### MATERIAL FOR THIS TASK:
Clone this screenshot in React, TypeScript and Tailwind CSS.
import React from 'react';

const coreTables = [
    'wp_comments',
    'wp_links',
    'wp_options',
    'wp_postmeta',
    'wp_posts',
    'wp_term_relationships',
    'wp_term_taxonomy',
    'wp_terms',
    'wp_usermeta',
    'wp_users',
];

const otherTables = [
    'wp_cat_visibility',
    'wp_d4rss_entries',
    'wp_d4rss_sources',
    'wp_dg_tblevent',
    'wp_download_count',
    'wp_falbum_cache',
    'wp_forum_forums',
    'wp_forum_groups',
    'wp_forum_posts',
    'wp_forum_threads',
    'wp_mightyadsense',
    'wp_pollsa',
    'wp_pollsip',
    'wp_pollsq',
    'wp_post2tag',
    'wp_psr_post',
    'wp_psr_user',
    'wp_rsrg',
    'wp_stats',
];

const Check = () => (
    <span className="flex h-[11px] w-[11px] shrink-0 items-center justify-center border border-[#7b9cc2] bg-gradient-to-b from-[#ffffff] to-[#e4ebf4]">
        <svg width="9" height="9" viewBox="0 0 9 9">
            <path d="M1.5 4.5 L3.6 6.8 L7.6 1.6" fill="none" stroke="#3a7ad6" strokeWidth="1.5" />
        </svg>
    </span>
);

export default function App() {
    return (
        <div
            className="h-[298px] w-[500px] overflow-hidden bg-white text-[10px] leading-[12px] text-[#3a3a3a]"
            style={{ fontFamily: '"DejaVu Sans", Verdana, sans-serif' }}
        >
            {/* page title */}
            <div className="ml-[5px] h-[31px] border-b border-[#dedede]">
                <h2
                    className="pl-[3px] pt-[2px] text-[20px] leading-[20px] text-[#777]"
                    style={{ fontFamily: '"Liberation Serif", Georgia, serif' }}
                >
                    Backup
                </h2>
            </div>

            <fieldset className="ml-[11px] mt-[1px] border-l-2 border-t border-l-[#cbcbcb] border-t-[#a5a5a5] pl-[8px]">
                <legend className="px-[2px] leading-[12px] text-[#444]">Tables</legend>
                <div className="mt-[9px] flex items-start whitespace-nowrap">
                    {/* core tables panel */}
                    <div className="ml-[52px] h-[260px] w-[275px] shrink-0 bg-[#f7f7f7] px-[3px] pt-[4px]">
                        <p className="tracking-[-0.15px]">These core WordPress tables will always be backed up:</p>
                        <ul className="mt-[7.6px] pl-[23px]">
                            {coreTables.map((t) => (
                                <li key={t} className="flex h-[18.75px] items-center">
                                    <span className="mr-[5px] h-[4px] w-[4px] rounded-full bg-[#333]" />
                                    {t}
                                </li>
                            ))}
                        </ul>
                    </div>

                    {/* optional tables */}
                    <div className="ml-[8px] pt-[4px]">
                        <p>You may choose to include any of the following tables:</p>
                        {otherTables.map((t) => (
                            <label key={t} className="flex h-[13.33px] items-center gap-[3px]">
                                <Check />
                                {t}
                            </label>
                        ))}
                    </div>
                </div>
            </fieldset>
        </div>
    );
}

--

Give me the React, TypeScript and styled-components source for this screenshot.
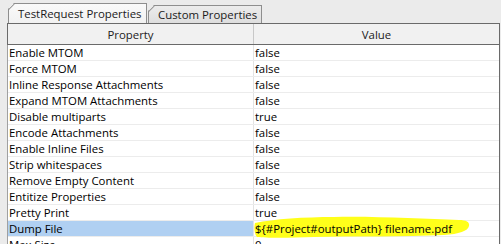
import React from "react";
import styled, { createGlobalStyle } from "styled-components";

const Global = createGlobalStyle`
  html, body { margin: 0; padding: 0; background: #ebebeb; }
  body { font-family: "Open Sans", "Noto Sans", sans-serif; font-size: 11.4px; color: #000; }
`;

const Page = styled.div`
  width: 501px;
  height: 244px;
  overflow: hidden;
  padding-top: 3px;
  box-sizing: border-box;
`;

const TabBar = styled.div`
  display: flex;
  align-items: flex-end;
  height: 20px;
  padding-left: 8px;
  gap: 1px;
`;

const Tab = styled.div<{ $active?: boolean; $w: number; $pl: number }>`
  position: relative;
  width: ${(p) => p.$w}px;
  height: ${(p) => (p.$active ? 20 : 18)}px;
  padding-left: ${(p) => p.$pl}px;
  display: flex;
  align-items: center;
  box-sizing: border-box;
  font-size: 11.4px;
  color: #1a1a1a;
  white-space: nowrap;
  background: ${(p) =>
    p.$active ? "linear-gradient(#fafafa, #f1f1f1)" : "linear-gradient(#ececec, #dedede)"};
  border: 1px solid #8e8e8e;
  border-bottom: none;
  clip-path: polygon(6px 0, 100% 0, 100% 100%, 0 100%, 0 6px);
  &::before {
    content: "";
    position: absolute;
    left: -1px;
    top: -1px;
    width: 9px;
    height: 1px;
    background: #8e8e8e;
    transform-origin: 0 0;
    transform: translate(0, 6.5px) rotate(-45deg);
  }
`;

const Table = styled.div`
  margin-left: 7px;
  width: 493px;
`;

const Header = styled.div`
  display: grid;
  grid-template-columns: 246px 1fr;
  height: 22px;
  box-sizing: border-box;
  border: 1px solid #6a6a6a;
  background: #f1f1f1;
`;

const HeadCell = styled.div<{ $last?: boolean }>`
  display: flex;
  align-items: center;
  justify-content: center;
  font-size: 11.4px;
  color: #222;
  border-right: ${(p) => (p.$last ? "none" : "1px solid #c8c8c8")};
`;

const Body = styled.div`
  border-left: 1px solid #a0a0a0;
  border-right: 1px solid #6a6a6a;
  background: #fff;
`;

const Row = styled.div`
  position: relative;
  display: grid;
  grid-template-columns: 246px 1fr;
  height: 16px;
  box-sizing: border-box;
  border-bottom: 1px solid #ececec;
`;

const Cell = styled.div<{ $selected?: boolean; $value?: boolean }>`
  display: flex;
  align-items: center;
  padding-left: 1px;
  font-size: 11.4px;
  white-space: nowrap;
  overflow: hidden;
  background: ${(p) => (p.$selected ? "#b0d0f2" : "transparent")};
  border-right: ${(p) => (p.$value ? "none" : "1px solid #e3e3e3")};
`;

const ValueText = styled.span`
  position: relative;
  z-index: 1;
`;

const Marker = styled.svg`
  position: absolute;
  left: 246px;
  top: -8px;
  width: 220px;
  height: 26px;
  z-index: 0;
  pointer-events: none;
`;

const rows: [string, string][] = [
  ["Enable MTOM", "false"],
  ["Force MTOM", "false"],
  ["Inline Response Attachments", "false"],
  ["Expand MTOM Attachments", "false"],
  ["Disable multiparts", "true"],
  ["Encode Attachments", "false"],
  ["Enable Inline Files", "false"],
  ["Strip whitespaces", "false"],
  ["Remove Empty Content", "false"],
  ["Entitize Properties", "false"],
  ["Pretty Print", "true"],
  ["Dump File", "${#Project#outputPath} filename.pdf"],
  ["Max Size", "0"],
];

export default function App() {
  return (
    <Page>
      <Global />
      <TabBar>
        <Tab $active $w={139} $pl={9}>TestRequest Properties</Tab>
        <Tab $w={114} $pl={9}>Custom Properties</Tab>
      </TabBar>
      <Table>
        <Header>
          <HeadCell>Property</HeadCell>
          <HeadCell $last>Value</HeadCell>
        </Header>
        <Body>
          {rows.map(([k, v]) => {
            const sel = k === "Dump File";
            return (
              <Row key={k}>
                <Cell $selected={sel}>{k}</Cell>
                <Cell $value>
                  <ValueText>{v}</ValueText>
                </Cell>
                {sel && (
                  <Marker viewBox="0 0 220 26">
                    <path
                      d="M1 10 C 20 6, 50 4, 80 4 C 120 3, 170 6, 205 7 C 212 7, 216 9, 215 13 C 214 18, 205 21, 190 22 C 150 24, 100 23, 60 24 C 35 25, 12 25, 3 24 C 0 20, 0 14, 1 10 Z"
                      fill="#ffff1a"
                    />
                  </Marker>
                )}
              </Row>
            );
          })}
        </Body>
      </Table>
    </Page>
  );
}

==

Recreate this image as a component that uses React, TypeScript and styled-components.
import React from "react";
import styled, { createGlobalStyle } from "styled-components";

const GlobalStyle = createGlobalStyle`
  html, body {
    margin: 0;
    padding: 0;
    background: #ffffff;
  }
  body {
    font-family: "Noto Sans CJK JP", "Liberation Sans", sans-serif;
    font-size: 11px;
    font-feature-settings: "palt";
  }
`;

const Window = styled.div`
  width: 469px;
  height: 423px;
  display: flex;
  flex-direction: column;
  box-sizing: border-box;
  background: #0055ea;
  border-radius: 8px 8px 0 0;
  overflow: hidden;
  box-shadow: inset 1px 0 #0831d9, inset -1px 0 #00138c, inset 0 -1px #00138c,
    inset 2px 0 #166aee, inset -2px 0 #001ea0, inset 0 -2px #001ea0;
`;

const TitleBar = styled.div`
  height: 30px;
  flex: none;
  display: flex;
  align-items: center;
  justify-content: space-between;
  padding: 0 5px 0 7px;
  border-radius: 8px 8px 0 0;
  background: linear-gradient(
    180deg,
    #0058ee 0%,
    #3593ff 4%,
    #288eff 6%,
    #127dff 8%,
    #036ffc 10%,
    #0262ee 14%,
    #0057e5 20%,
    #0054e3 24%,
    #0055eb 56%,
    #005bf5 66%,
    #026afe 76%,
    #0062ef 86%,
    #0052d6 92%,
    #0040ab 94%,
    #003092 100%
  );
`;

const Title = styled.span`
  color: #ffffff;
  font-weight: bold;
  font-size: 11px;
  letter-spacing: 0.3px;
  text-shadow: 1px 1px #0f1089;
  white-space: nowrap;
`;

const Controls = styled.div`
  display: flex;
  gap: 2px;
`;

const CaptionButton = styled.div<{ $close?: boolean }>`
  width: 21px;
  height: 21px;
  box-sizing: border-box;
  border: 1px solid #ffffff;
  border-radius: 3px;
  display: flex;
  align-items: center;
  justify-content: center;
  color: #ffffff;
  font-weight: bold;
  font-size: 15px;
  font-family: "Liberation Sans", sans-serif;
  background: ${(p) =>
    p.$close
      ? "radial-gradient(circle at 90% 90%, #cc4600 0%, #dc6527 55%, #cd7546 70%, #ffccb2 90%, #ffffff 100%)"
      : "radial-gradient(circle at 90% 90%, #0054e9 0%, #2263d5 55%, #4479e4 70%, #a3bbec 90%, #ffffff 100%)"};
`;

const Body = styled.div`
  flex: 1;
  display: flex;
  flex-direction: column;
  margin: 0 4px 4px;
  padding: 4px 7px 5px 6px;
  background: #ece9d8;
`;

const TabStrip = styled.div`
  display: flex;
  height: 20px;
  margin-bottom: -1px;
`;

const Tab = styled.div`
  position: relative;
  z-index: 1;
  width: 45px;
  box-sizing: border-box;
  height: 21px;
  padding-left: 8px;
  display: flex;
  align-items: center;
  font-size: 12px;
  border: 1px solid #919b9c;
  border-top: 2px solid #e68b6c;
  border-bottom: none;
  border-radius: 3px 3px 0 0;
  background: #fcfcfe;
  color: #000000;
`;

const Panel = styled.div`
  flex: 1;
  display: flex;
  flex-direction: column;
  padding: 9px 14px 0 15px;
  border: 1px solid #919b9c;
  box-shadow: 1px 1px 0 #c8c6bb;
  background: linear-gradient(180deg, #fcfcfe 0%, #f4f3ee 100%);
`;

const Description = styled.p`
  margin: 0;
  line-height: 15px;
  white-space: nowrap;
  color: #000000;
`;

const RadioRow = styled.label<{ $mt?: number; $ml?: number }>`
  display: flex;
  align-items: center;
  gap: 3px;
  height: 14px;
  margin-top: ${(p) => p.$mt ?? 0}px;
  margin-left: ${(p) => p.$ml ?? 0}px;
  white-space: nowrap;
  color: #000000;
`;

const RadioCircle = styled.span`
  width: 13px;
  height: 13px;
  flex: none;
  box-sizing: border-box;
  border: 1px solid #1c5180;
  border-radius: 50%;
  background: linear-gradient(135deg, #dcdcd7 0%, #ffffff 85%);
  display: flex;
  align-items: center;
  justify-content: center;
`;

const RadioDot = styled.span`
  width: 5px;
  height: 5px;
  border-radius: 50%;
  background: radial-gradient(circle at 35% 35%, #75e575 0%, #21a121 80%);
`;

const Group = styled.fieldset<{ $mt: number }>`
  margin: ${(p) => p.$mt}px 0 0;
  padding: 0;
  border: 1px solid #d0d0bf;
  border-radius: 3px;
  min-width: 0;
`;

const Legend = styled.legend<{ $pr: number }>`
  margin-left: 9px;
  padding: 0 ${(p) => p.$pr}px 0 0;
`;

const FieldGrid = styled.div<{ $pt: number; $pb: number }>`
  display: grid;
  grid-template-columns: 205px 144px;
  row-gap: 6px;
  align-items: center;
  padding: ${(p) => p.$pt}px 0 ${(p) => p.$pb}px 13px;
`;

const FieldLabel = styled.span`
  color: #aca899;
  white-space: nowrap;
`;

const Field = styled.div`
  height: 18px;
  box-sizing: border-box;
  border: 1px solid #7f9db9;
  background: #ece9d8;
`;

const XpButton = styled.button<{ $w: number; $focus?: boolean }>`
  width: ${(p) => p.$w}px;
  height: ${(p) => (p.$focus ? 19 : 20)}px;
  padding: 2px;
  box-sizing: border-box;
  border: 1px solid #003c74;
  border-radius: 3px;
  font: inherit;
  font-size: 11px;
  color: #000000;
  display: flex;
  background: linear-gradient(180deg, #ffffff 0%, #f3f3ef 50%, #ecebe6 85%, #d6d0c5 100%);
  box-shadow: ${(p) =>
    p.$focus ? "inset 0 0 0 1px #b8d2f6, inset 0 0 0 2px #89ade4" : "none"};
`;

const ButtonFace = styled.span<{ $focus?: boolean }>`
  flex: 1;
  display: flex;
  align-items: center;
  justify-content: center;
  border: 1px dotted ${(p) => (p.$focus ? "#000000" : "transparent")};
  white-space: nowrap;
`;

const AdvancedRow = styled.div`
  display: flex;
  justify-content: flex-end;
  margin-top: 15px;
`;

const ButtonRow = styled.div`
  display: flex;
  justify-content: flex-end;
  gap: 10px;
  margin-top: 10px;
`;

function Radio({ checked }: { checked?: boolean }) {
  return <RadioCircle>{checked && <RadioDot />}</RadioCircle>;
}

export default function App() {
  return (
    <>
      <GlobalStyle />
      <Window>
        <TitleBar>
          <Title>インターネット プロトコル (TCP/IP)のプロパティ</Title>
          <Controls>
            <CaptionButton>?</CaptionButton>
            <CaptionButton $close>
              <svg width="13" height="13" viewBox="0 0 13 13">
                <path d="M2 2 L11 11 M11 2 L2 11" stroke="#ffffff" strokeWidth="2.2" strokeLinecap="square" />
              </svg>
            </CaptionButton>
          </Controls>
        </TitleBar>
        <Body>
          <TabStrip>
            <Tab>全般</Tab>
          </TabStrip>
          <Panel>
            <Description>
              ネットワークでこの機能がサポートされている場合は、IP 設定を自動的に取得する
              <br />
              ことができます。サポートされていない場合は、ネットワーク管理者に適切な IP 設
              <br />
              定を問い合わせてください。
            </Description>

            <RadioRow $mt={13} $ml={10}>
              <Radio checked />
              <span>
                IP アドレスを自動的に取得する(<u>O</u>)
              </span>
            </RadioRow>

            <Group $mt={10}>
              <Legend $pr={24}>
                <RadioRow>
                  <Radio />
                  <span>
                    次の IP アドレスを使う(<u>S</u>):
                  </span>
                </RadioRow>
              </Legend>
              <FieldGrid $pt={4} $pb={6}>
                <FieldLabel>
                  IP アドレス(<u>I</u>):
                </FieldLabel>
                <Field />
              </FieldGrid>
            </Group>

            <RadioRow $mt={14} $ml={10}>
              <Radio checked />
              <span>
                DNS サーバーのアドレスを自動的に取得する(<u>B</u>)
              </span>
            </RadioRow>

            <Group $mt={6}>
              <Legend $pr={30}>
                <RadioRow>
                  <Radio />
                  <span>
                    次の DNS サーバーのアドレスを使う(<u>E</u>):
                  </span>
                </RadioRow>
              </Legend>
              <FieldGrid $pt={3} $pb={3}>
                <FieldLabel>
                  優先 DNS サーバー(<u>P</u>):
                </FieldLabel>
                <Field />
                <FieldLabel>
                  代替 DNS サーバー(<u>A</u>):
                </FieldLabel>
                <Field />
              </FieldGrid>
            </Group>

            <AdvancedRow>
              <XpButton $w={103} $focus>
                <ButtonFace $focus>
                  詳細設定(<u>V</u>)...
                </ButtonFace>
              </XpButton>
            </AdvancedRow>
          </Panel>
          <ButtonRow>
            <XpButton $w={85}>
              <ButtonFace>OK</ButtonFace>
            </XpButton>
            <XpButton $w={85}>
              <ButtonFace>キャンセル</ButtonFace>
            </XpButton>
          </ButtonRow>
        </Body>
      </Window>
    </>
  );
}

### GOAL:
Nothing beyond the required lines should be retyped: start with the line that contains "Clone this screenshot" and finish with the line that contains "import React from 'react';".

### SOLUTION TO THIS EXERCISE:
Clone this screenshot in React, TypeScript and Tailwind CSS.
import React from 'react';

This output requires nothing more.